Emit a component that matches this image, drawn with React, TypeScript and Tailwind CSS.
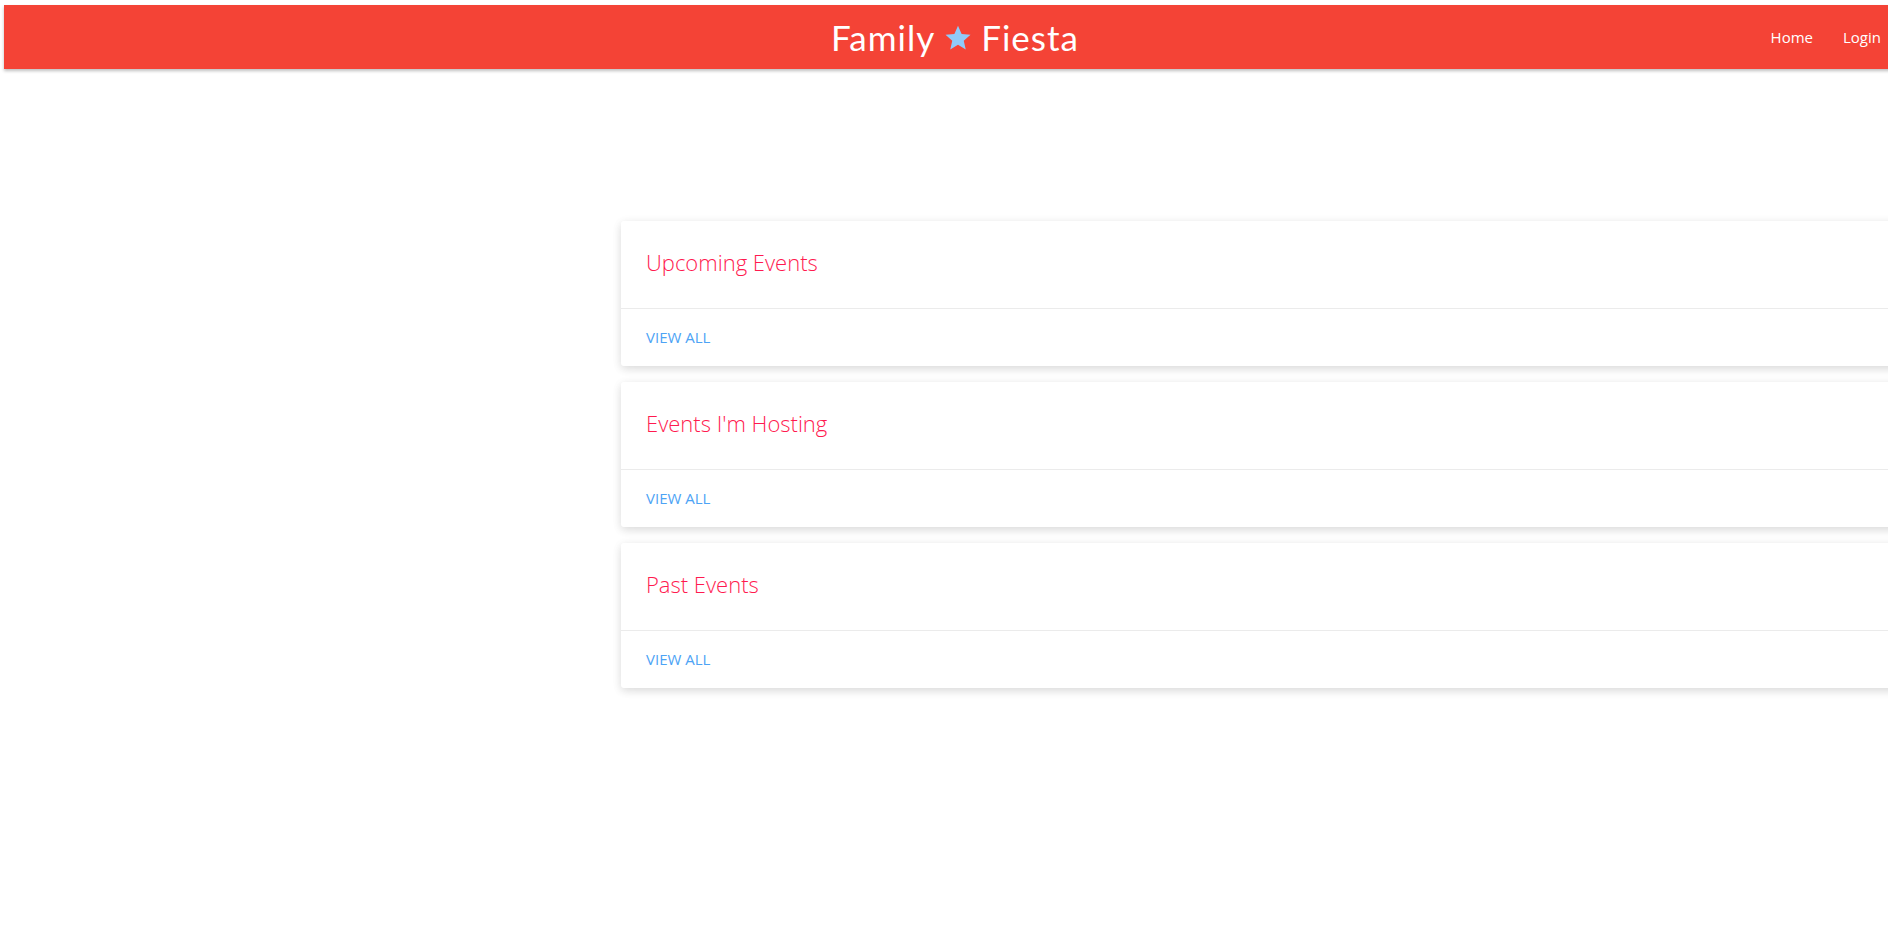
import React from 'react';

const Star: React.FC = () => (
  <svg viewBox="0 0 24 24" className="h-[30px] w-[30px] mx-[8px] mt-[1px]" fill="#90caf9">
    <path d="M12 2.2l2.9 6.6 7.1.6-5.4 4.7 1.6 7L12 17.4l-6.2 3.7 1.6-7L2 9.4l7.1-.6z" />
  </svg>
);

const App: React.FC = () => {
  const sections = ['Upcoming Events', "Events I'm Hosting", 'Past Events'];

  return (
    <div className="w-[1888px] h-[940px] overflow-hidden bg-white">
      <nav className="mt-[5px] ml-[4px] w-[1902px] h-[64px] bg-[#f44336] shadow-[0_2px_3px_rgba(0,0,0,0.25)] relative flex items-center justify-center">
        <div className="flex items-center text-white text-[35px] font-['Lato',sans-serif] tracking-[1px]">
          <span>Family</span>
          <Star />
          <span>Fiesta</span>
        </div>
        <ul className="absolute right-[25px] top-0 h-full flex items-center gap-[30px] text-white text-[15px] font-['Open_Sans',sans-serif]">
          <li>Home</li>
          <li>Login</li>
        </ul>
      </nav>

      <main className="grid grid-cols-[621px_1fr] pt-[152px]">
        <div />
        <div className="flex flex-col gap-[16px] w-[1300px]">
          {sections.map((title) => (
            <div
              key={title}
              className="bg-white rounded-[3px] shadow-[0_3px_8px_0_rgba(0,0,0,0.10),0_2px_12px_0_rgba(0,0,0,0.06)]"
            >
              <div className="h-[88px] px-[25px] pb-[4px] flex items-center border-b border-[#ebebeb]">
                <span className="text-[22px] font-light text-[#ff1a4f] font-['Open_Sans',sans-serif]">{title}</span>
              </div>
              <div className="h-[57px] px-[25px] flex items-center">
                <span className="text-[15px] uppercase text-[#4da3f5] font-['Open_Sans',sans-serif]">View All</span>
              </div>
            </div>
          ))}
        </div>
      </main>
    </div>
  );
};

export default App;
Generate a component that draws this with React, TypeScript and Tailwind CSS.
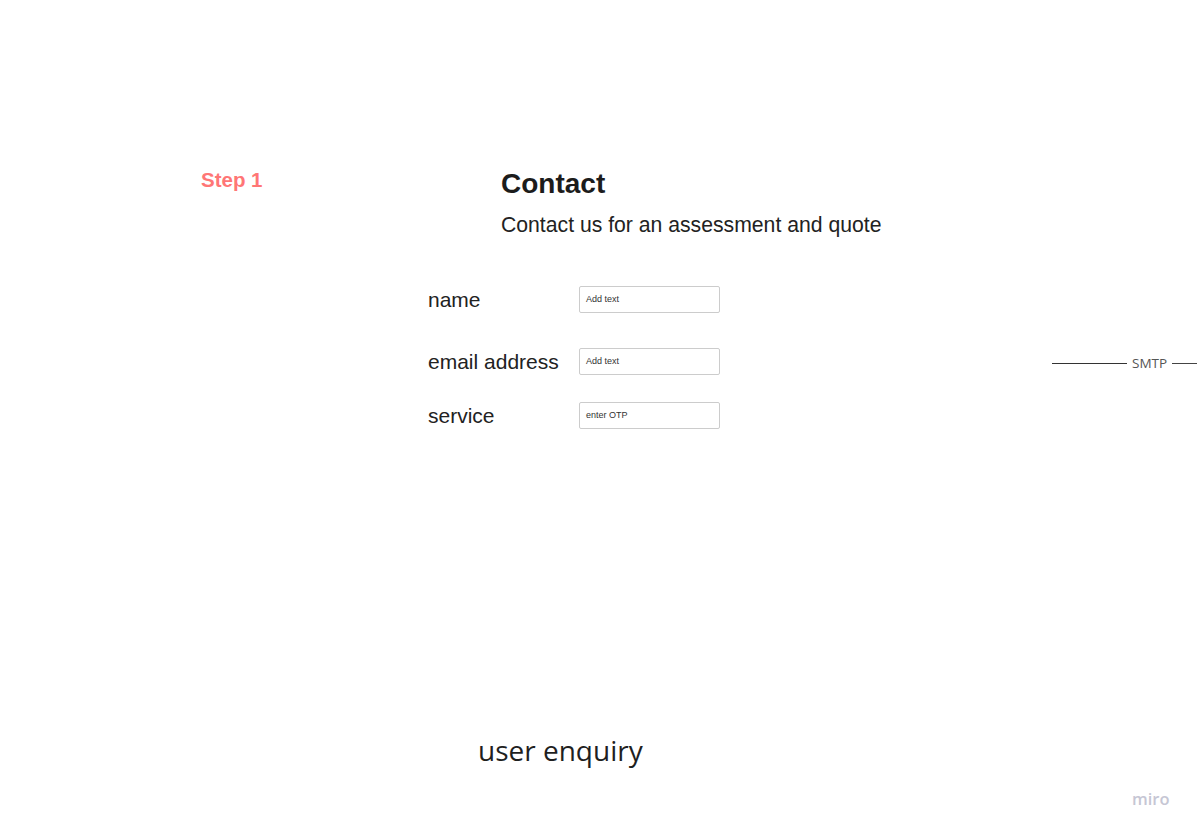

........

▸ **Requirements**
Counting only lines of the data above that hold "this", report the total and nothing else.

▸ **Solved problem**
2